When working with Capital Asset Planning, consider:
Depreciation calculations for existing assets before the application period range are supported only for the SLN and SYD depreciation methods, not for the DB Year or DB Period depreciation method. For example, if the period range for the Capital Asset Planning application is Jan 2004 to Dec 2015, and the existing asset in-service date is 1/1/2000, depreciation calculations are supported only for the SLN and SYD methods.
If the salvage value is set to 0 (zero), the DB Year or DB Period depreciation method may not produce the desired results. To produce correct depreciation calculations when using the DB Year depreciation method, Oracle recommends that the salvage value be set to at least 1% of the basic cost.
Timing adjustment does not work when it is based on a change of purchase date and staggered cash flow. This is because users can modify the staggered cash flow allocation percentage. To use timing adjustment in this case, calculate allocated cash flow percentages manually. Timing adjustment works correctly for other cash flow assumptions.
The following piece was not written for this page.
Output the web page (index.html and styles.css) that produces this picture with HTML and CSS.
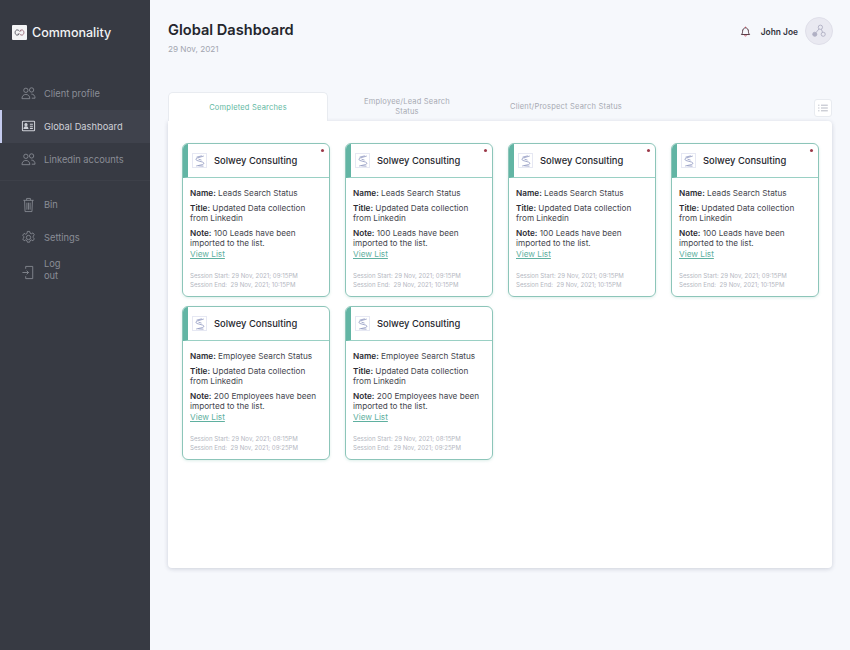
FILE: index.html
```html
<!DOCTYPE html>
<html lang="en">
<head>
  <meta charset="UTF-8" />
  <title>Global Dashboard</title>
  <link rel="stylesheet" href="styles.css">
</head>
<body>

  <div class="app">
    <!-- Sidebar -->
    <aside class="sidebar">
      <div class="brand">
        <span class="brand-logo">
          <svg width="11" height="7" viewBox="0 0 12 8" fill="none" stroke="#5a5a64" stroke-width="1.100"><path d="M6 2.600C5.200 1.600 4.400 1 3.300 1 2 1 1 2.400 1 4s1 3 2.300 3c1 0 1.600-.5 2.200-1.200H4"/><path d="M6 5.400C6.800 6.400 7.600 7 8.700 7 10 7 11 5.600 11 4S10 1 8.700 1c-1 0-1.600.5-2.200 1.200H8" stroke="#9a6a78"/></svg>
        </span>
        <span class="brand-name">Commonality</span>
      </div>

      <nav class="nav nav-main">
        <a class="nav-item" href="#">
          <svg class="nav-icon" viewBox="0 0 16 14" fill="none" stroke="currentColor" stroke-width="0.9"><circle cx="5.200" cy="3.600" r="2.300"/><circle cx="11.300" cy="3.200" r="2.300"/><path d="M1 12.500c0-2.800 1.700-4.500 4.200-4.500s4.200 1.700 4.200 4.500z"/><path d="M11 7.600c2.400 0 4 1.600 4 4.400h-3.500"/></svg>
          <span>Client profile</span>
        </a>
        <a class="nav-item active" href="#">
          <svg class="nav-icon" viewBox="0 0 16 14" fill="none" stroke="currentColor" stroke-width="1.100"><rect x="1.500" y="1.500" width="13" height="10" rx="0.800"/><circle cx="5.300" cy="5" r="1.200" fill="currentColor"/><path d="M3.200 9.200c0-1.500 1-2 2.100-2s2.100.5 2.100 2z" fill="currentColor"/><path d="M9.500 4.600h3.200M9.500 6.800h3.200M9.500 9h3.200"/></svg>
          <span>Global Dashboard</span>
        </a>
        <a class="nav-item" href="#">
          <svg class="nav-icon" viewBox="0 0 16 14" fill="none" stroke="currentColor" stroke-width="0.9"><circle cx="5.200" cy="3.600" r="2.300"/><circle cx="11.300" cy="3.200" r="2.300"/><path d="M1 12.500c0-2.800 1.700-4.500 4.200-4.500s4.200 1.700 4.200 4.500z"/><path d="M11 7.600c2.400 0 4 1.600 4 4.400h-3.500"/></svg>
          <span>Linkedin accounts</span>
        </a>
      </nav>

      <nav class="nav nav-bottom">
        <a class="nav-item" href="#">
          <svg class="nav-icon bin-icon" viewBox="0 0 16 16" fill="none" stroke="currentColor" stroke-width="0.9"><path d="M2.500 3h11M6 3V1h4v2M3.800 3l.5 12h7.400l.5-12M6.300 5.500v7.500M8 5.500v7.500M9.700 5.500v7.500"/></svg>
          <span>Bin</span>
        </a>
        <a class="nav-item" href="#">
          <svg class="nav-icon" viewBox="0 0 16 16" fill="none" stroke="currentColor" stroke-width="0.9"><circle cx="8" cy="8" r="2.300"/><path d="M6.800 1.500h2.400l.4 1.800 1.500.7 1.600-.9 1.500 2-1.200 1.400v1.500l1.200 1.500-1.500 2-1.600-.9-1.500.7-.4 1.700H6.800l-.4-1.700-1.500-.7-1.600.9-1.500-2L3 8.500V7L1.800 5.600l1.500-2 1.600.9 1.500-.7z"/></svg>
          <span>Settings</span>
        </a>
        <a class="nav-item logout" href="#">
          <svg class="nav-icon" viewBox="0 0 16 16" fill="none" stroke="currentColor" stroke-width="0.9"><path d="M5 4V1.500h7.500v13H5V12"/><path d="M1.500 8h6.500M6 6l2 2-2 2"/></svg>
          <span>Log<br>out</span>
        </a>
      </nav>
    </aside>

    <!-- Main content -->
    <main class="main">
      <header class="topbar">
        <div>
          <h1>Global Dashboard</h1>
          <p class="date">29 Nov, 2021</p>
        </div>
        <div class="user">
          <svg class="bell" width="11" height="11" viewBox="0 0 12 12" fill="none" stroke="#4a2a36" stroke-width="1"><path d="M1.500 9.300c1-1 1.300-1.800 1.300-3.500C2.800 3.800 4.200 2 6 2s3.200 1.800 3.200 3.800c0 1.700.3 2.500 1.300 3.500z"/><path d="M4.800 10.300c.3.700 2.100.7 2.400 0" stroke="#c23a4a"/><path d="M6 .8V2" stroke="#c23a4a"/></svg>
          <span class="user-name">John Joe</span>
          <span class="avatar">
            <svg width="14" height="14" viewBox="0 0 15 15" fill="none" stroke="#b0b0c4" stroke-width="1"><circle cx="9" cy="3.500" r="2.300"/><circle cx="3" cy="11" r="2.200" fill="#b0b0c4"/><circle cx="12" cy="11" r="2.200"/><path d="M7.500 5.300 4.300 9.200M10 5.600l1.300 3.200"/></svg>
          </span>
        </div>
      </header>

      <div class="tabs-row">
        <a class="tab active" href="#">Completed Searches</a>
        <a class="tab" href="#">Employee/Lead Search Status</a>
        <a class="tab tab-wide" href="#">Client/Prospect Search Status</a>
        <button class="list-btn">
          <svg width="10" height="8" viewBox="0 0 12 10" fill="none" stroke="#a4a8b6" stroke-width="1"><path d="M3.500 1.500H12M3.500 5H12M3.500 8.500H12M0 1.500h1.500M0 5h1.500M0 8.500h1.500"/></svg>
        </button>
      </div>

      <section class="panel">
        <div class="card-grid" id="cards"></div>
      </section>
    </main>
  </div>

  <script>
    const cards = [
      { name: "Leads Search Status", note: "100 Leads have been", start: "09:15PM", end: "10:15PM", dot: true },
      { name: "Leads Search Status", note: "100 Leads have been", start: "09:15PM", end: "10:15PM", dot: true },
      { name: "Leads Search Status", note: "100 Leads have been", start: "09:15PM", end: "10:15PM", dot: true },
      { name: "Leads Search Status", note: "100 Leads have been", start: "09:15PM", end: "10:15PM", dot: true },
      { name: "Employee Search Status", note: "200 Employees have been", start: "08:15PM", end: "09:25PM" },
      { name: "Employee Search Status", note: "200 Employees have been", start: "08:15PM", end: "09:25PM" }
    ];

    const logo = `<svg width="10" height="12" viewBox="0 0 10 12" fill="none" stroke="#8f98c0" stroke-width="0.8"><path d="M8.800 1 2.200 3C.6 3.500.6 5 2 5.500l5.600 1.600C9.200 7.600 9.200 9 7.800 9.500L1.200 11"/><path d="M6.800.8 1.500 2.200M3.500 4.200l3 .9M8.500 11.200 3.200 10.800"/></svg>`;

    document.getElementById("cards").innerHTML = cards.map(c => `
      <article class="card">
        <div class="card-head">
          <span class="card-logo">${logo}</span>
          <span class="card-title">Solwey Consulting</span>
          ${c.dot ? '<span class="dot"></span>' : ''}
        </div>
        <div class="card-body">
          <p><b>Name:</b> ${c.name}</p>
          <p><b>Title:</b> Updated Data collection<br>from Linkedin</p>
          <p class="note"><b>Note:</b> ${c.note}<br>imported to the list.</p>
          <a class="view-link" href="#">View List</a>
          <div class="session">
            Session Start: 29 Nov, 2021; ${c.start}<br>
            Session End:&nbsp; 29 Nov, 2021; ${c.end}
          </div>
        </div>
      </article>`).join("");
  </script>

</body>
</html>
```

FILE: styles.css
```css
* { box-sizing: border-box; margin: 0; padding: 0; font-family: Inter, "Liberation Sans", sans-serif; }
html, body { height: 100%; }
body { background-color: #f6f8fc; overflow: hidden; }
a { text-decoration: none; }
.app { display: flex; height: 650px; }

/* sidebar */
.sidebar {
  width: 150px;
  flex-shrink: 0;
  background: #373a43;
  color: #8a8d96;
}
.brand {
  display: flex;
  align-items: center;
  gap: 5px;
  height: 64px;
  padding-left: 12px;
}
.brand-logo {
  width: 15px;
  height: 15px;
  background: #f4f4f6;
  border-radius: 1px;
  display: flex;
  align-items: center;
  justify-content: center;
}
.brand-name { color: #f2f3f5; font-size: 12.5px; font-weight: 500; }
.nav-item {
  display: flex;
  align-items: center;
  gap: 8px;
  height: 33px;
  padding-left: 21px;
  font-size: 9.3px;
  color: #8a8d96;
}
.nav-icon { width: 15px; height: 15px; flex-shrink: 0; }
.bin-icon { height: 16px; }
.nav-main {
  margin-top: 13px;
  padding-bottom: 4px;
  border-bottom: 1px solid #3d4049;
}
.nav-item.active {
  background: #3f424c;
  color: #cfd1d8;
  border-left: 2px solid #c5cbee;
  padding-left: 19px;
}
.nav-bottom { margin-top: 7px; }
.logout { height: 36px; line-height: 12px; }
.logout span { margin-top: -4px; }

/* main area */
.main { flex: 1; padding: 0 18px; }
.topbar {
  display: flex;
  justify-content: space-between;
  height: 92px;
  padding-top: 21px;
}
h1 { font-size: 14.6px; font-weight: 600; color: #24262d; line-height: 19px; }
.date { font-size: 8.2px; color: #a3a6b0; margin-top: 4px; }
.user {
  display: flex;
  align-items: flex-start;
  height: 30px;
  margin: -4px -1px 0 0;
}
.bell { margin-top: 9px; }
.user-name { font-size: 8.4px; font-weight: 600; color: #33343c; margin: 10px 7px 0 10px; }
.avatar {
  width: 28px;
  height: 28px;
  border-radius: 50%;
  background: #e9e9f1;
  border: 1px solid #dfdfe9;
  display: flex;
  align-items: center;
  justify-content: center;
}

/* tabs */
.tabs-row { display: flex; height: 29px; position: relative; }
.tab {
  width: 158px;
  display: flex;
  align-items: center;
  justify-content: center;
  text-align: center;
  padding: 0 32px;
  font-size: 7.5px;
  line-height: 10px;
  letter-spacing: 0.2px;
  color: #a7aab3;
}
.tab-wide { width: 160px; padding: 0; white-space: nowrap; }
.tab.active {
  width: 160px;
  background: #fff;
  color: #5fb8a2;
  border: 1px solid #e8ebf0;
  border-bottom: 0;
  border-radius: 5px 5px 0 0;
  padding: 2px 0 0;
}
.list-btn {
  margin-left: auto;
  margin-top: 7px;
  width: 18px;
  height: 18px;
  background: #fff;
  border: 1px solid #e8ebf0;
  border-radius: 3px;
  display: flex;
  align-items: center;
  justify-content: center;
  cursor: pointer;
}

/* panel and cards */
.panel {
  height: 447px;
  background: #fff;
  border-radius: 0 4px 4px 4px;
  box-shadow: 0 1px 4px rgba(60,70,100,0.22);
  padding: 22px 13px 0 14px;
}
.card-grid {
  display: grid;
  grid-template-columns: repeat(4, 148px);
  grid-auto-rows: 154px;
  column-gap: 15px;
  row-gap: 9px;
}
.card {
  border: 1px solid #8cc5b9;
  border-radius: 6px;
  box-shadow: 0 1px 3px rgba(90,170,150,0.2);
  overflow: hidden;
}
.card-head {
  display: flex;
  align-items: center;
  gap: 7px;
  height: 34px;
  padding-left: 4px;
  border-left: 5px solid #62b5a4;
  border-bottom: 1px solid #9ad0c4;
  position: relative;
}
.card-logo {
  width: 15px;
  height: 15px;
  border: 1px solid #e6e8f3;
  display: flex;
  align-items: center;
  justify-content: center;
}
.card-title { font-size: 9.4px; font-weight: 500; color: #26272e; white-space: nowrap; }
.dot {
  position: absolute;
  top: 5px;
  right: 5px;
  width: 3px;
  height: 3px;
  border-radius: 50%;
  background: #9c3a4a;
}
.card-body { padding: 10px 6px 0 7px; font-size: 8.2px; line-height: 10px; color: #45464e; }
.card-body p { margin-bottom: 5px; }
.card-body b { font-weight: 600; color: #2b2c33; }
.card-body .note { margin-bottom: 1px; }
.view-link { color: #5fb0a0; text-decoration: underline; display: block; }
.session {
  margin-top: 13px;
  font-size: 6.1px;
  line-height: 8.5px;
  color: #b4b7bf;
  white-space: nowrap;
}
```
Users can make up to three improvements for each existing asset. To add additional improvements, the administrator must add the appropriate IM n members.
The Capital Asset Planning model is based on a 12–month calendar. It is not a weekly model.
When planning transfers, ensure that users have appropriate access permissions to the source and destination entities.
For multicurrency applications, depreciation calculations use the base currency for the entity member calculated. If the currency override option is in effect, depreciation calculations use the currency of the entered value.
Capital Asset Planning does not restrict depreciation calculations for intangible assets or amortization calculations for tangible assets. Business administrators managing global assumptions should define drivers appropriately.